Nach dem Sieg in St. Moritz will die Weltmeisterin nun doch nicht auf Herrenski umsteigen. Neureuther Vierter im Slalom.

Berlin. Es waren nur Sekundenbruchteile in diesem Super-G-Rennen von St. Moritz, in denen Maria Riesch erst ein Tor touchierte, dann jäh mit Höchsttempo auf einem Ski balancierte und am Ende knapp einen Sturz vermied. Doch sie reichten, damit der deutschen Rennläuferin "1000 Gedanken durch den Kopf schossen: Wenn ich da einfädele, das hätte schlimm ausgehen können. Ich dachte: Wenns mich schmeißt, ist das wieder das Olympiaaus." Am Ende, sagte Riesch, "war ich froh, dass ich unten war".

Der elfte Platz gestern im Super-G ließ sich für die Olympiafavoritin angesichts der akrobatisch vermiedenen Havarie ebenso leicht verschmerzen wie der wieder angewachsene Rückstand im Gesamtweltcup. Dort verschaffte sich die führende Amerikanerin Lindsey Vonn durch ihren souveränen Sieg vor den zeitgleichen Andrea Fischbacher aus Österreich und Marie Marchand-Arvier aus Frankreich mehr Luft vor Riesch. "Es ist halt ein Auf und Ab. Ich glaube, ich fahre eine sehr gute Saison. Aber durch die vielen Punkte, die Lindsey holt, ist es schwierig dranzubleiben. Ich kann aber auch mit dem zweiten Platz im Gesamtweltcup gut leben", sagte Riesch.

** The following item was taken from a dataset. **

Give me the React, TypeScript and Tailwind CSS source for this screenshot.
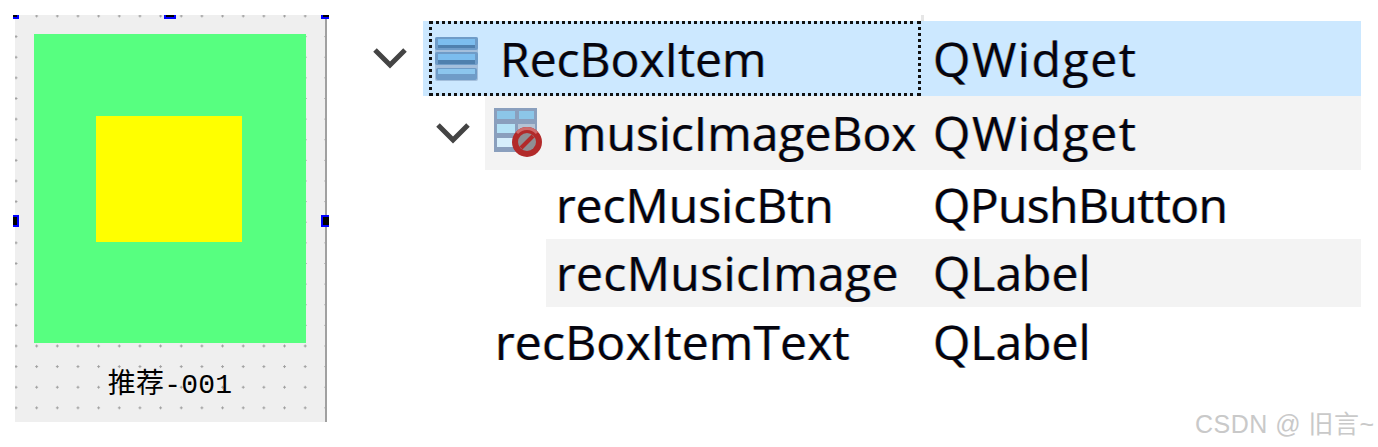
import React from 'react';

const treeFont = "font-['Open_Sans','Noto_Sans',sans-serif] text-[48px] leading-none text-[#05050f] whitespace-nowrap [text-shadow:-0.7px_0_rgba(190,110,0,0.5),0.7px_0_rgba(0,110,220,0.5)]";

function Chevron() {
  return (
    <svg width="36" height="24" viewBox="0 0 36 24" fill="none">
      <path d="M3 4 L18 19 L33 4" stroke="#444444" strokeWidth="5" />
    </svg>
  );
}

function LayoutIcon() {
  return (
    <svg width="44" height="46" viewBox="0 0 44 46">
      <rect x="0" y="1" width="43" height="44" rx="2" fill="#a4bfdc" />
      <rect x="0" y="1" width="43" height="13" rx="2" fill="#6f9cc8" />
      <rect x="3" y="3" width="37" height="6" fill="#7cbdee" />
      <rect x="3" y="9" width="37" height="3" fill="#4f80ae" />
      <rect x="0" y="16" width="43" height="13" rx="2" fill="#6f9cc8" />
      <rect x="3" y="18" width="37" height="6" fill="#7cbdee" />
      <rect x="3" y="24" width="37" height="4" fill="#4f80ae" />
      <rect x="1" y="32" width="41" height="12" rx="2" fill="#6f9cc8" />
      <rect x="3" y="33" width="37" height="5" fill="#8cc6ee" />
    </svg>
  );
}

function BrokenLayoutIcon() {
  return (
    <svg width="50" height="50" viewBox="0 0 50 50">
      <rect x="0" y="0" width="43" height="44" fill="#8a9fbd" />
      <rect x="3" y="3" width="18" height="8" fill="#8cc6e8" />
      <rect x="25" y="3" width="15" height="8" fill="#8cc6e8" />
      <rect x="3" y="16" width="18" height="9" fill="#b4e2f6" />
      <rect x="24" y="16" width="17" height="9" fill="#b5c3d4" />
      <rect x="3" y="30" width="18" height="9" fill="#d6eefb" />
      <circle cx="33" cy="34" r="15" fill="#b22a2a" />
      <circle cx="33" cy="34" r="9" fill="#8f8f94" />
      <path d="M27 40 L39 28" stroke="#b22a2a" strokeWidth="4" />
      <path d="M23 25 A13.5 13.5 0 0 1 43 25" stroke="#cf6b6b" strokeWidth="3" fill="none" />
    </svg>
  );
}

export default function App() {
  return (
    <div className="relative flex h-[447px] w-[1378px] overflow-hidden bg-white">
      {/* Форма */}
      <div className="relative ml-[15px] mt-[15px] h-[407px] w-[312px] shrink-0 border-r-2 border-[#a0a0a0] bg-[#efefef] bg-[radial-gradient(circle,#a0a0a0_1.1px,transparent_1.3px)] bg-[length:20.67px_20.64px] bg-[position:-9.33px_-9.33px] pl-[19px] pt-[19px]">
        <div className="flex h-[309px] w-[272px] items-center justify-center bg-[#57ff80]">
          <div className="mb-[19px] mr-[2px] h-[126px] w-[146px] bg-[#ffff00]" />
        </div>
        <div className="mr-[19px] mt-[26px] text-center font-['Liberation_Mono','Noto_Sans_CJK_SC',monospace] text-[28px] leading-[34px] tracking-[0.2px] text-black">
          推荐-001
        </div>
        <span className="absolute left-[-2px] top-0 h-[4px] w-[6px] border-b-2 border-r-2 border-[#0000ff] bg-black" />
        <span className="absolute left-[149px] top-0 h-[4px] w-[12px] border-x-2 border-b-2 border-[#0000ff] bg-black" />
        <span className="absolute left-[306px] top-0 h-[4px] w-[8px] border-b-2 border-l-2 border-[#0000ff] bg-black" />
        <span className="absolute left-[-2px] top-[200px] h-[12px] w-[6px] border-y-2 border-r-2 border-[#0000ff] bg-black" />
        <span className="absolute left-[306px] top-[200px] h-[12px] w-[8px] border-y-2 border-l-2 border-[#0000ff] bg-black" />
      </div>

      {/* Дерево объектов */}
      <div className="ml-[33px] mt-[21px] flex w-[1001px] shrink-0 flex-col">
        <div className="flex h-[75px]">
          <div className="flex w-[63px] shrink-0 items-center pb-[2px] pl-[12px]">
            <Chevron />
          </div>
          <div className="flex flex-1 bg-[#cce8ff] pl-[6px]">
            <div className="flex w-[492px] items-center border-[3px] border-dotted border-[#111111] pl-[3px]">
              <LayoutIcon />
              <span className={`ml-[21px] ${treeFont}`}>RecBoxItem</span>
            </div>
            <span className={`ml-[12px] flex items-center tracking-[1.6px] ${treeFont}`}>QWidget</span>
          </div>
        </div>

        <div className="flex h-[74px]">
          <div className="flex w-[125px] shrink-0 items-center justify-end pr-[14px]">
            <Chevron />
          </div>
          <div className="flex flex-1 items-center bg-[#f3f3f3] pl-[9px]">
            <BrokenLayoutIcon />
            <span className={`ml-[18px] w-[371px] ${treeFont}`}>musicImageBox</span>
            <span className={`tracking-[1.6px] ${treeFont}`}>QWidget</span>
          </div>
        </div>

        <div className="flex h-[69px] items-center pl-[196px]">
          <span className={`w-[377px] ${treeFont}`}>recMusicBtn</span>
          <span className={`tracking-[-0.6px] ${treeFont}`}>QPushButton</span>
        </div>

        <div className="ml-[186px] flex h-[68px] items-center bg-[#f3f3f3] pl-[10px]">
          <span className={`w-[377px] tracking-[0.4px] ${treeFont}`}>recMusicImage</span>
          <span className={treeFont}>QLabel</span>
        </div>

        <div className="flex h-[69px] items-center pl-[135px]">
          <span className={`w-[438px] tracking-[0.2px] ${treeFont}`}>recBoxItemText</span>
          <span className={treeFont}>QLabel</span>
        </div>
      </div>

      <span className="absolute left-[921px] top-[15px] h-[6px] w-[3px] bg-[#e6e6e6]" />
      <span className="absolute left-[1195px] top-[408px] font-['Liberation_Sans','Noto_Sans_CJK_SC',sans-serif] text-[25px] leading-[32px] tracking-[0.5px] text-[#c9c9c9] whitespace-nowrap">
        CSDN @ 旧言~
      </span>
    </div>
  );
}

Trotz des wechselhaften Abschneidens in St. Moritz - Freitag war sie in der Super-Kombination ausgeschieden - vermochte das letzte Weltcupwochenende vor den Olympischen Spielen (12. bis 18. Februar) Deutschlands Vorfahrerin Selbstvertrauen einzuflößen. Während Seriensiegerin Vonn in der Abfahrt nach zuvor sechs Erfolgen nur Fünfte wurde, gewann Riesch am Sonnabend mit großem Abstand. Anschließend jubelte sie befreit: "Was vor ein paar Tagen noch nicht machbar schien, ist jetzt doch wahr geworden. Das ist eine unglaubliche Genugtuung für mich und gibt mir enormes Selbstvertrauen für die Spiele."

Als Konsequenz des Parforceritts bleibt ihr Plan B nun doch in der Schublade: Ursprünglich hatte die groß gewachsene Allrounderin geplant, in dieser Woche im Training Männerskier zu testen, wie sie ihre ebenfalls auf Olympiamedaillen fokussierten Konkurrentinnen Vonn und Anja Pärson aus Schweden bereits im Rennen einsetzen. Es wäre jedoch ein gewagtes Experiment mit ungewissem Ausgang gewesen, wie Riesch zugibt: "Ich stand dem Ganzen mit zwiespältigen Gefühlen gegenüber. Einmal fahre ich gut in der Abfahrt, dann denke ich auf der anderen Seite: Vielleicht geht es mit Herrenskiern ja doch noch ein bisschen schneller. Insofern ist es gut, dass ich mit den Damenskiern gewonnen habe."

An einem für die Deutschen im Weltcupzirkus erfolgreichen Wochenende - Gina Stechert gelang am Freitag mit Platz neun in der Super-Kombination nachträglich die Erfüllung der Olympianorm, Felix Neureuther wurde im Slalom in Kranjska Gora gestern Vierter - registrierte der Alpindirektor des Verbands, Wolfgang Maier, erleichtert, "dass nun nicht mehr das Material, sondern wieder der Athlet im Vordergrund steht". Maria Riesch betonte mit Nachdruck: "Ich will in Vancouver jetzt auf jeden Fall eine Medaille. Mein großer Traum ist Gold."

Auch Neureuther darf sich zum Kreis der Anwärter auf eine Medaille zählen. "Ich bin sehr glücklich. Ich kann zufrieden nach Whistler reisen", sagte der 25-Jährige, den bei seinem zweitbesten Rennen in dieser Saison nur 0,13 Sekunden vom Siegertreppchen trennten.

Eine Woche nach seinem ersten Sieg im Weltcup in Kitzbühel und dem folgenden Ausscheiden beim Nachtrennen in Schladming fehlte ihm zunächst ein wenig die Lockerheit. Rang zwölf nach dem ersten Lauf war die Folge. Dann aber drehte Neureuther auf und verpasste den WM-Zweiten Julien Lizeroux (Frankreich) auf Rang drei nur um einen Wimpernschlag.

Der Österreicher Reinfried Herbst feierte vor seinem Landsmann Marcel Hirscher Saisonsieg Nummer vier.